Beyond that, the repo also already contains files such as Stochastic_Greedy_Weighted_Sampling.thy, which develops a concrete finite weighted sampling model, and Stochastic_Greedy_OracleCost.thy, which provides a cost skeleton. The latter currently records the paper-facing sample-size formula together with a coarse-grained oracle budget of k * s, which suggests that this line is not only concerned with the approximation guarantee, but is also beginning to treat query complexity and oracle accounting as objects to be formalised alongside it.
How I understand this project now
At this point, I think the most meaningful new change in the project is not simply that it has gained a few more .thy files. Its identity has changed.

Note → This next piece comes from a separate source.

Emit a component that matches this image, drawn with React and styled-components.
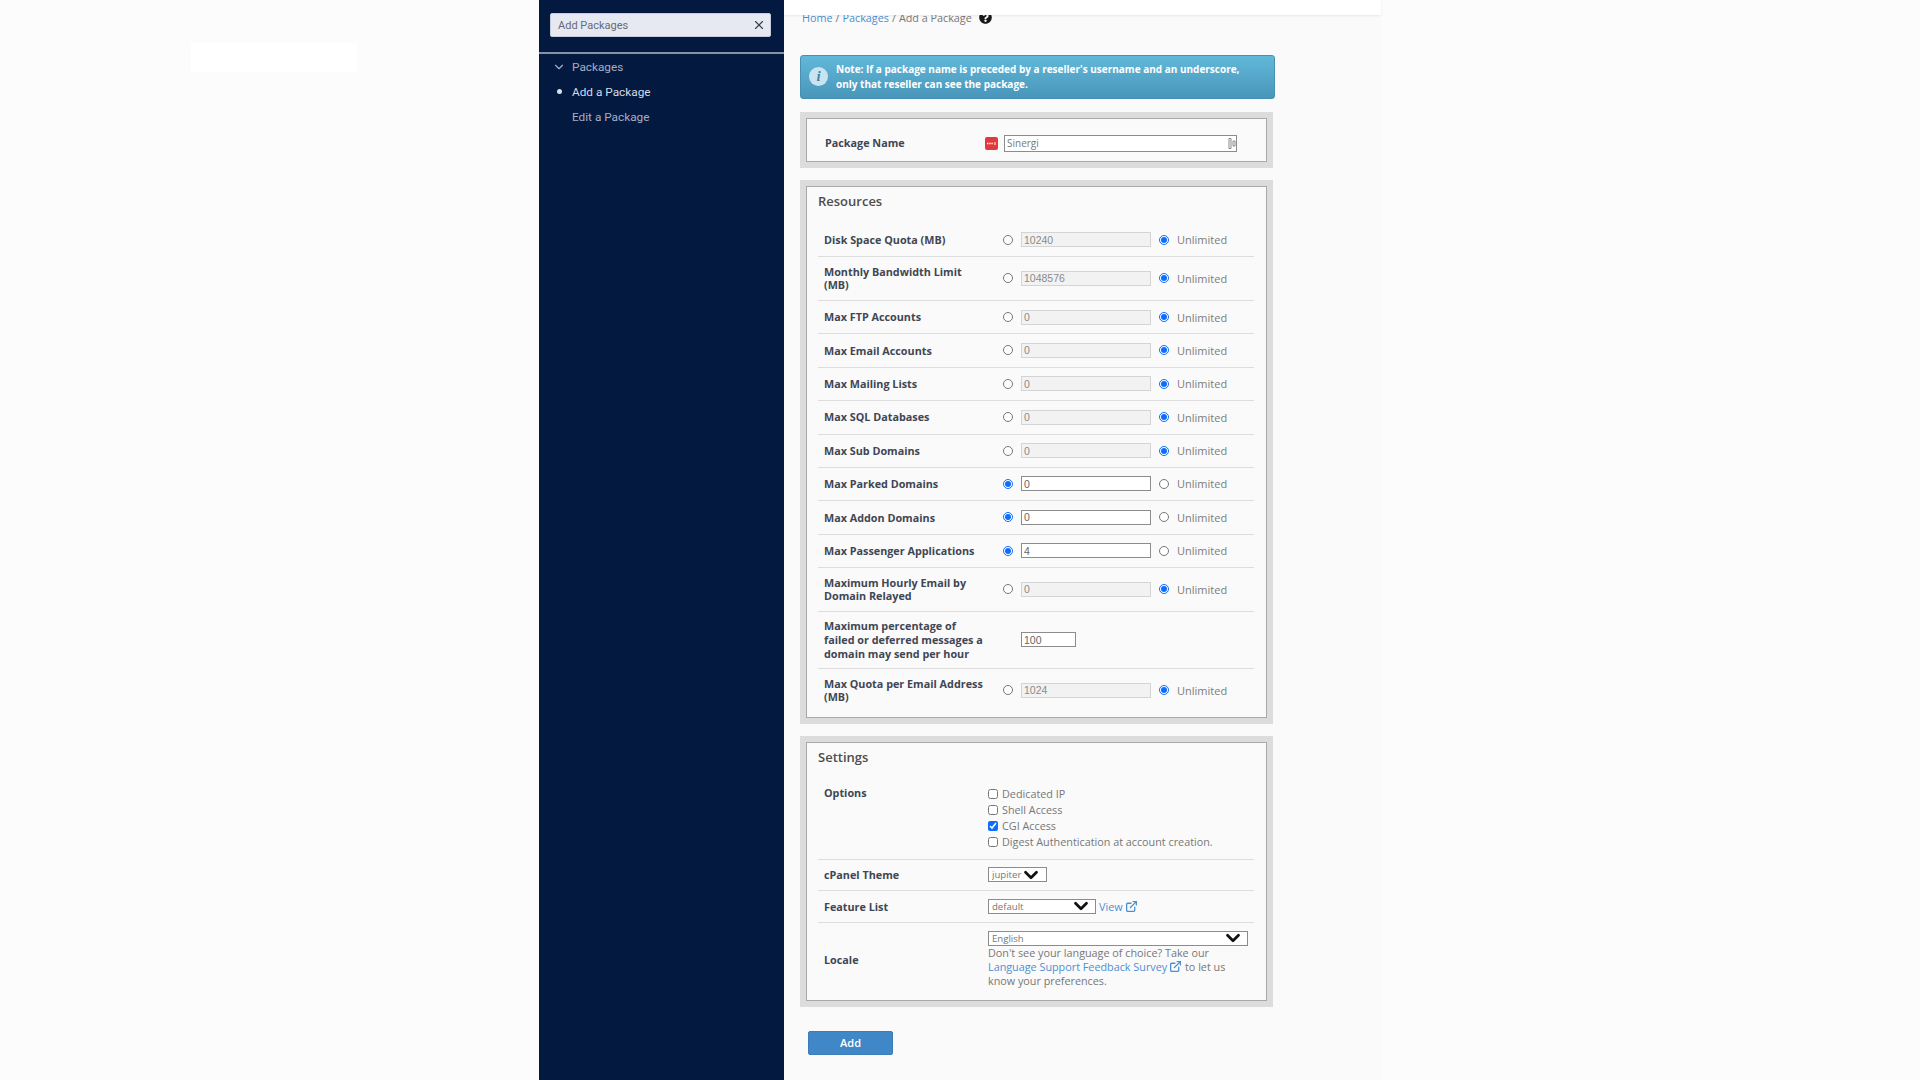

It now feels much more like a small but steadily growing Isabelle/HOL framework: classical greedy provides the foundation, LazyGreedy offers the first truly complete stateful extension, and StochasticGreedy begins to open up another dimension, moving from deterministic greedy-style reasoning toward sampling, expectation, and query complexity. The README and status notes also reflect this shift. In other words, the project is now best understood as a modular Isabelle/HOL library for modern submodular optimisation, rather than as a one-off theorem formalisation. At the moment, I am planning to submit it to AFP in June, and then see whether it might reach AAAI; if not, I may instead try ITP or CPP.
Lately I have been thinking a lot about the following question: am I writing down a proof result, or am I building a structure from which more results can continue to grow? The former is of course important, but the latter is harder, and also the one I find myself liking more. Only when a project begins to acquire extensibility does it really stop being a one-off assignment-style completion and start becoming a research path.